I never listen to the radio except in the car, but yesterday I put on WCBS FM and was treated to great music from “the sixties, seventies, and eighties.” The music plus the work took me back to all the move-packing I did in high-school and college, as well as memories of moving into my current home at age 24. I made myself throw away M’s scratched plastic sunglasses (which resided on the bookcase), and this only enhanced the sensation of living some past identity. I really do not want to go back to my 20’s, to that person whose “family” was my mom, brother & sister, dad & stepmother. You could not pay me enough money to relive ages 15-25. Yet here I am, as aimless as I was then, but with more responsibilities. Actually, I had more aim then. I was going to be a famous theater director. Then I was going to be a famous writer. The fact that these are no longer my aims does not translate to failure in my mind, but success – in escaping the grip of my childhood worship of Accomplishment. Today what I want is the Real Deal in my personal life, a family of my own, a vibrant spiritual life, and the space and permission to write all the books that are in me. To be honest, I wouldn’t mind being a famous writer, but the best kind of famous for me would be 1) making sufficient money from it; 2) being known and respected enough to be asked to read and speak places; 3) being known and respected enough not to have to shop my  projects around. I would not want to be famous like, say, Neil Gaimon and have a frantic, celebrity life that required an assistant. I would never want to be famous enough to have the media pry into my personal life.

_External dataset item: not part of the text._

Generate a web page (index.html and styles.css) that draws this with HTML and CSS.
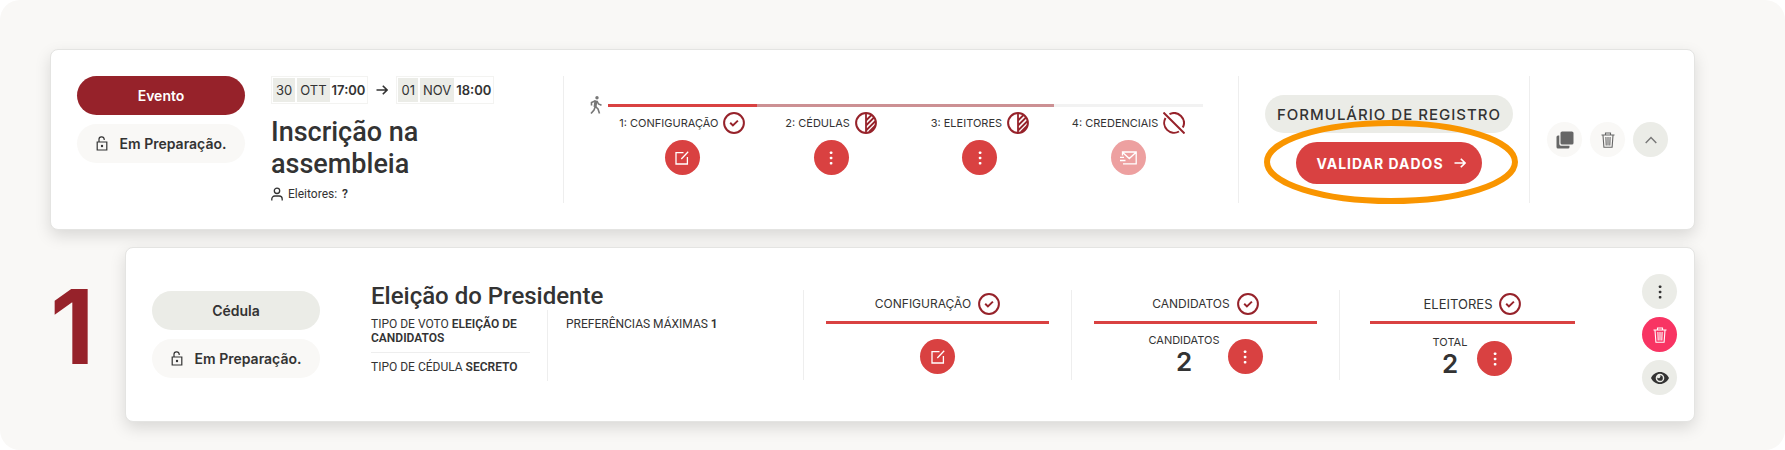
FILE: index.html
```
<!DOCTYPE html>
<html lang="pt">
<head>
    <meta charset="UTF-8">
    <meta name="viewport" content="width=device-width, initial-scale=1.0">
    <title>Eventos</title>
    <link rel="stylesheet" href="styles.css">
</head>
<body>
    <!-- Shared icons -->
    <svg class="sprite" aria-hidden="true">
        <symbol id="i-lock" viewBox="0 0 12 15">
            <path d="M3 6V3.6a2.6 2.6 0 0 1 5.2-.4V4M1.2 6h9.6v8H1.2z" fill="none" stroke="currentColor" stroke-width="1.2"/>
            <circle cx="6" cy="10" r="1.2" fill="currentColor"/>
        </symbol>
        <symbol id="i-arrow" viewBox="0 0 12 12">
            <path d="M.5 6h10.5M6.8 1.8L11 6l-4.2 4.2" fill="none" stroke="currentColor" stroke-width="1.6"/>
        </symbol>
        <symbol id="i-user" viewBox="0 0 12 14">
            <circle cx="6" cy="3.8" r="2.7" fill="none" stroke="currentColor" stroke-width="1.3"/>
            <path d="M.8 13.5V12a3 3 0 0 1 3-3h4.4a3 3 0 0 1 3 3v1.5" fill="none" stroke="currentColor" stroke-width="1.3"/>
        </symbol>
        <symbol id="i-walk" viewBox="0 0 12 18">
            <circle cx="7" cy="1.8" r="1.7" fill="currentColor"/>
            <path d="M6 4.5L5 11" fill="none" stroke="currentColor" stroke-width="3"/>
            <path d="M5.5 4.800L1.500 6.500V9.500M7 5l1.500 3 3 1.300M5.300 10.500L4 14l-3 3.500M5.500 10.500L8 13l1.500 4.500" fill="none" stroke="currentColor" stroke-width="1.6"/>
        </symbol>
        <symbol id="i-done" viewBox="0 0 22 22">
            <circle cx="11" cy="11" r="9.9" fill="none" stroke="currentColor" stroke-width="2"/>
            <path d="M7.2 10.8l2.7 2.6 5-4.8" fill="none" stroke="currentColor" stroke-width="2"/>
        </symbol>
        <symbol id="i-half" viewBox="0 0 22 22">
            <circle cx="11" cy="11" r="9.9" fill="none" stroke="currentColor" stroke-width="2"/>
            <path d="M11 1v20M11 8.5l5.5-5.5M11 13.5l8-8M11 18.5l9.500-9.500M14 20l6.500-6.500" fill="none" stroke="currentColor" stroke-width="1.8"/>
        </symbol>
        <symbol id="i-off" viewBox="0 0 22 22">
            <path d="M6.5 2.2A9.9 9.9 0 0 1 19.8 15.5M16 19.5A9.9 9.9 0 0 1 2.5 6M.5.5L21.5 21.5" fill="none" stroke="currentColor" stroke-width="2"/>
        </symbol>
        <symbol id="i-edit" viewBox="0 0 14 14">
            <path d="M8.5 1.6H1v11.4h11.4V6M6.300 8L13.200.8" fill="none" stroke="currentColor" stroke-width="1.3"/>
        </symbol>
        <symbol id="i-dots" viewBox="0 0 4 14">
            <rect x=".8" y=".5" width="2.6" height="2.6" rx=".8" fill="currentColor"/>
            <rect x=".8" y="5.7" width="2.6" height="2.6" rx=".8" fill="currentColor"/>
            <rect x=".8" y="10.9" width="2.6" height="2.6" rx=".8" fill="currentColor"/>
        </symbol>
        <symbol id="i-mail" viewBox="0 0 17 14">
            <path d="M2.5 4.5V1h13.7v11.8H3M2.5 1.2l6.8 6.3 6.800-6.300M0 6.300h4M0 9.500h5.500" fill="none" stroke="currentColor" stroke-width="1.3"/>
        </symbol>
        <symbol id="i-copy" viewBox="0 0 18 18">
            <rect x="4.5" y=".5" width="13" height="13" rx="1.6" fill="currentColor"/>
            <path d="M.5 6A1.5 1.5 0 0 1 2 4.5h1.300V13a1.700 1.700 0 0 0 1.700 1.700h8.500V16a1.500 1.500 0 0 1-1.500 1.500H2A1.500 1.500 0 0 1 .5 16z" fill="currentColor"/>
        </symbol>
        <symbol id="i-trash" viewBox="0 0 14 16">
            <path d="M.5 3h13M4.5 3V1h5v2M2 3.2l.9 12.1h8.200L12 3.200M4.900 5l.3 8.500M7 5v8.500M9.100 5l-.3 8.500" fill="none" stroke="currentColor" stroke-width="1.1"/>
        </symbol>
        <symbol id="i-up" viewBox="0 0 12 8">
            <path d="M.7 7L6 1.5 11.3 7" fill="none" stroke="currentColor" stroke-width="1.4"/>
        </symbol>
        <symbol id="i-eye" viewBox="0 0 18 12">
            <path fill-rule="evenodd" fill="currentColor" d="M9 0c4 0 7.3 2.5 9 6-1.7 3.5-5 6-9 6S1.7 9.5 0 6c1.700-3.500 5-6 9-6zm0 1.700a4.300 4.300 0 1 0 0 8.600 4.300 4.300 0 0 0 0-8.600z"/>
            <path fill="currentColor" d="M9 3.2A2.8 2.8 0 1 1 6.3 5.5 1.5 1.5 0 0 0 9 3.2z"/>
        </symbol>
    </svg>

    <main class="page">
        <section class="card event">
            <div class="tags">
                <button type="button" class="tag tag-main">Evento</button>
                <span class="tag tag-state"><svg class="lock"><use href="#i-lock"/></svg>Em Preparação.</span>
            </div>
            <div class="info">
                <div class="dates">
                    <span class="date"><span>30</span><span>OTT</span><b>17:00</b></span>
                    <svg class="arrow"><use href="#i-arrow"/></svg>
                    <span class="date"><span>01</span><span>NOV</span><b>18:00</b></span>
                </div>
                <h1>Inscrição na assembleia</h1>
                <p class="voters"><svg class="user"><use href="#i-user"/></svg>Eleitores: <b>?</b></p>
            </div>
            <div class="progress">
                <svg class="walk"><use href="#i-walk"/></svg>
                <ol class="steps">
                    <li class="step done">
                        <span class="step-label">1: CONFIGURAÇÃO <svg class="status"><use href="#i-done"/></svg></span>
                        <button type="button" class="round red" aria-label="Editar"><svg class="edit"><use href="#i-edit"/></svg></button>
                    </li>
                    <li class="step partial">
                        <span class="step-label">2: CÉDULAS <svg class="status"><use href="#i-half"/></svg></span>
                        <button type="button" class="round red" aria-label="Cédulas"><svg class="dots"><use href="#i-dots"/></svg></button>
                    </li>
                    <li class="step partial">
                        <span class="step-label">3: ELEITORES <svg class="status"><use href="#i-half"/></svg></span>
                        <button type="button" class="round red" aria-label="Eleitores"><svg class="dots"><use href="#i-dots"/></svg></button>
                    </li>
                    <li class="step">
                        <span class="step-label">4: CREDENCIAIS <svg class="status"><use href="#i-off"/></svg></span>
                        <button type="button" class="round red" aria-label="Enviar" disabled><svg class="mail"><use href="#i-mail"/></svg></button>
                    </li>
                </ol>
            </div>
            <div class="actions">
                <button type="button" class="pill">FORMULÁRIO DE REGISTRO</button>
                <div class="validate">
                    <button type="button" class="pill pill-red">VALIDAR DADOS <svg class="arrow"><use href="#i-arrow"/></svg></button>
                    <svg class="highlight" viewBox="0 0 254 84"><ellipse cx="127" cy="42" rx="124" ry="39"/></svg>
                </div>
            </div>
            <div class="tools">
                <button type="button" class="round pale" aria-label="Duplicar"><svg class="copy"><use href="#i-copy"/></svg></button>
                <button type="button" class="round pale" aria-label="Eliminar"><svg class="trash"><use href="#i-trash"/></svg></button>
                <button type="button" class="round grey faded" aria-label="Fechar"><svg class="up"><use href="#i-up"/></svg></button>
            </div>
        </section>

        <div class="row">
            <div class="number">1</div>
            <section class="card ballot">
                <div class="tags">
                    <button type="button" class="tag tag-ballot">Cédula</button>
                    <span class="tag tag-state"><svg class="lock"><use href="#i-lock"/></svg>Em Preparação.</span>
                </div>
                <div class="details">
                    <h2>Eleição do Presidente</h2>
                    <div class="props">
                        <div class="prop-col">
                            <p>TIPO DE VOTO <b>ELEIÇÃO DE CANDIDATOS</b></p>
                            <p>TIPO DE CÉDULA <b>SECRETO</b></p>
                        </div>
                        <div class="prop-col">
                            <p>PREFERÊNCIAS MÁXIMAS <b>1</b></p>
                        </div>
                    </div>
                </div>
                <div class="stage">
                    <div class="stage-head">CONFIGURAÇÃO <svg class="status"><use href="#i-done"/></svg></div>
                    <div class="stage-body">
                        <button type="button" class="round red" aria-label="Editar"><svg class="edit"><use href="#i-edit"/></svg></button>
                    </div>
                </div>
                <div class="stage">
                    <div class="stage-head">CANDIDATOS <svg class="status"><use href="#i-done"/></svg></div>
                    <div class="stage-body">
                        <div class="count">CANDIDATOS<b>2</b></div>
                        <button type="button" class="round red" aria-label="Candidatos"><svg class="dots"><use href="#i-dots"/></svg></button>
                    </div>
                </div>
                <div class="stage stage-last">
                    <div class="stage-head">ELEITORES <svg class="status"><use href="#i-done"/></svg></div>
                    <div class="stage-body">
                        <div class="count">TOTAL<b>2</b></div>
                        <button type="button" class="round red" aria-label="Eleitores"><svg class="dots"><use href="#i-dots"/></svg></button>
                    </div>
                </div>
                <div class="side">
                    <button type="button" class="round grey" aria-label="Mais"><svg class="dots"><use href="#i-dots"/></svg></button>
                    <button type="button" class="round pink" aria-label="Eliminar"><svg class="trash"><use href="#i-trash"/></svg></button>
                    <button type="button" class="round grey" aria-label="Ver"><svg class="eye"><use href="#i-eye"/></svg></button>
                </div>
            </section>
        </div>
    </main>
</body>
</html>
```
FILE: styles.css
```
* {
    box-sizing: border-box;
}
body {
    margin: 0;
    background: #fff;
    color: #333;
    font-family: Inter, "Liberation Sans", sans-serif;
    font-size: 12px;
}
h1, h2, p, ol {
    margin: 0;
    padding: 0;
}
h1, h2, .voters, .props {
    font-family: Roboto, "Liberation Sans", sans-serif;
}
svg {
    display: block;
    flex: none;
}
button {
    border: none;
    padding: 0;
    font-family: inherit;
    color: inherit;
    cursor: pointer;
}
.sprite {
    display: none;
}
.page {
    min-height: 100vh;
    padding: 49px 90px 28px 50px;
    background: #f9f8f6;
    border-radius: 20px;
}
.card {
    display: flex;
    background: #fff;
    border: 1px solid #e4e4e2;
    border-radius: 8px;
    box-shadow: 0 6px 16px rgba(0, 0, 0, 0.13);
}
.event {
    padding: 26px;
}

/* Left tags */
.tags {
    display: flex;
    flex-direction: column;
    gap: 9px;
    flex: none;
    width: 168px;
}
.tag {
    display: flex;
    align-items: center;
    justify-content: center;
    height: 39px;
    border-radius: 20px;
    font-size: 14px;
    font-weight: 600;
}
.tag-main {
    background: #96222a;
    color: #fff;
}
.tag-ballot {
    background: #ebece7;
}
.tag-state {
    gap: 12px;
    background: #f9f8f6;
}
.lock {
    width: 12px;
    height: 15px;
}

/* Event info */
.info {
    flex: 1;
    padding-left: 26px;
}
.dates {
    display: flex;
    align-items: center;
    gap: 8px;
}
.date {
    display: flex;
    gap: 2px;
    padding: 1px;
    border: 1px solid #f3f3f1;
    font-size: 13px;
    line-height: 24px;
}
.date span {
    padding: 0 3px;
    background: #ebece7;
}
.date b {
    padding-right: 1px;
    font-weight: 600;
}
.arrow {
    width: 12px;
    height: 12px;
}
h1 {
    width: 200px;
    margin-top: 12px;
    font-size: 27px;
    line-height: 32px;
    font-weight: 500;
}
.voters {
    display: flex;
    align-items: center;
    gap: 5px;
    margin-top: 6px;
    padding-bottom: 1px;
    line-height: 16px;
}
.voters b {
    font-weight: 600;
}
.user {
    width: 12px;
    height: 14px;
}

/* Event progress */
.progress {
    display: flex;
    width: 675px;
    padding: 20px 35px 0 26px;
    border-left: 1px solid #eee;
}
.walk {
    width: 12px;
    height: 18px;
    margin-right: 6px;
    color: #777;
}
.steps {
    display: flex;
    flex: 1;
    margin-top: 8px;
    list-style: none;
}
.step {
    display: flex;
    flex: 1;
    flex-direction: column;
    align-items: center;
    gap: 6px;
    border-top: 3px solid #f2f2f2;
    padding-top: 5px;
}
.done {
    border-color: #d94141;
}
.partial {
    border-color: #cc9093;
}
.step-label {
    display: flex;
    align-items: center;
    gap: 5px;
    white-space: nowrap;
    font-size: 11px;
}
.status {
    width: 22px;
    height: 22px;
    color: #96222a;
}

/* Round buttons */
.round {
    display: flex;
    align-items: center;
    justify-content: center;
    flex: none;
    width: 35px;
    height: 35px;
    border-radius: 50%;
}
.red {
    background: #d94141;
    color: #fff;
}
.red:disabled {
    background: #eda0a0;
}
.pale {
    background: #f9f8f6;
    color: #666;
}
.grey {
    background: #ebece7;
}
.faded {
    color: #777;
}
.pink {
    background: #f83463;
    color: #fff;
}
.edit {
    width: 14px;
    height: 14px;
}
.dots {
    width: 4px;
    height: 14px;
}
.mail {
    width: 17px;
    height: 14px;
}
.copy {
    width: 18px;
    height: 18px;
}
.trash {
    width: 14px;
    height: 16px;
}
.up {
    width: 12px;
    height: 8px;
}
.eye {
    width: 18px;
    height: 12px;
}

/* Event actions */
.actions {
    display: flex;
    flex-direction: column;
    align-items: center;
    justify-content: center;
    gap: 9px;
    width: 291px;
    border-left: 1px solid #eee;
    padding-left: 10px;
}
.pill {
    display: flex;
    align-items: center;
    gap: 10px;
    height: 38px;
    padding: 0 12px;
    border-radius: 20px;
    background: #ebece7;
    font-size: 15px;
    font-weight: 500;
    letter-spacing: 1px;
    white-space: nowrap;
}
.pill-red {
    height: 42px;
    padding: 0 16px 0 20px;
    border-radius: 21px;
    background: #d94141;
    color: #fff;
    font-size: 14px;
    font-weight: 700;
}
.validate {
    position: relative;
}
.highlight {
    position: absolute;
    top: -22px;
    left: -32px;
    width: 254px;
    height: 84px;
    pointer-events: none;
}
.highlight ellipse {
    fill: none;
    stroke: #f99500;
    stroke-width: 6;
}
.tools {
    display: flex;
    align-items: center;
    gap: 8px;
    padding-left: 17px;
    border-left: 1px solid #eee;
}

/* Ballot row */
.row {
    display: flex;
    align-items: center;
    margin-top: 17px;
}
.number {
    flex: none;
    width: 75px;
    padding-bottom: 15px;
    color: #96222a;
    font-size: 103px;
    font-weight: 700;
    line-height: 100px;
}
.ballot {
    flex: 1;
    align-items: center;
    height: 175px;
    padding: 0 17px 0 26px;
}
.ballot .tags {
    padding-bottom: 1px;
}
.details {
    flex: 1;
    padding: 0 0 6px 51px;
}
h2 {
    font-size: 24px;
    line-height: 28px;
    font-weight: 500;
}
.props {
    display: flex;
    line-height: 14px;
}
.prop-col {
    width: 176px;
    padding: 7px 17px 0 0;
}
.prop-col + .prop-col {
    width: auto;
    padding-left: 18px;
    border-left: 1px solid #eee;
}
.prop-col p {
    padding-bottom: 7px;
}
.prop-col p + p {
    padding-top: 7px;
    border-top: 1px solid #eee;
}
.prop-col b {
    font-weight: 600;
}
.stage {
    width: 268px;
    height: 90px;
    padding: 3px 22px 0;
    border-left: 1px solid #eee;
}
.stage-last {
    width: 268px;
    padding: 3px 32px 0 30px;
}
.stage-head {
    display: flex;
    align-items: center;
    justify-content: center;
    gap: 7px;
    padding-bottom: 6px;
    border-bottom: 3px solid #d94141;
}
.stage-last .stage-head {
    font-size: 13px;
}
.stage-body {
    display: flex;
    align-items: center;
    justify-content: center;
    gap: 8px;
    height: 58px;
    padding-top: 8px;
}
.stage-last .stage-body {
    gap: 10px;
    padding-top: 12px;
}
.count {
    display: flex;
    flex-direction: column;
    align-items: center;
    padding-bottom: 4px;
    font-size: 11px;
    line-height: 14px;
}
.count b {
    font-size: 26px;
    line-height: 30px;
    font-weight: 600;
}
.side {
    display: flex;
    flex-direction: column;
    gap: 8px;
    margin-left: 35px;
}
```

The bookcase reorg. project had begun months ago, but yesterday I woke up to find that TL had written on the board, “Wednesday is Procrastination Busting Day.” Oh, brother. To hear her tell it, if you quit procrastinating, things take a lot less time than you feared. In reality, the bookcases took a lot longer than I feared, which – Newsflash TL! – is why I procrastinate in the first place. But here’s the kicker: I’m in the shower at 9.30 pm after 13 hours of work, hardly able to stand up (pity party!), and there’s this voice saying, Ok but you still haven’t made any progress with the book project (a typesetting job that has nothing to do with the bookcase reorg). And as much as cdm would like to whine and say this voice belongs to TL, it really doesn’t. In reality TL was saying: Well done, Casey. Things look great. You worked so hard today and I’m very impressed with your determination. Ice-cream tomorrow! Casey did not hear this, however. Casey only heard: You’re still not doing enough. It was this same, sinister voice, I suspect, that panicked us as we tried to fall asleep with worries about what on earth we will do when one day we have to pack up this whole house and move somewhere else.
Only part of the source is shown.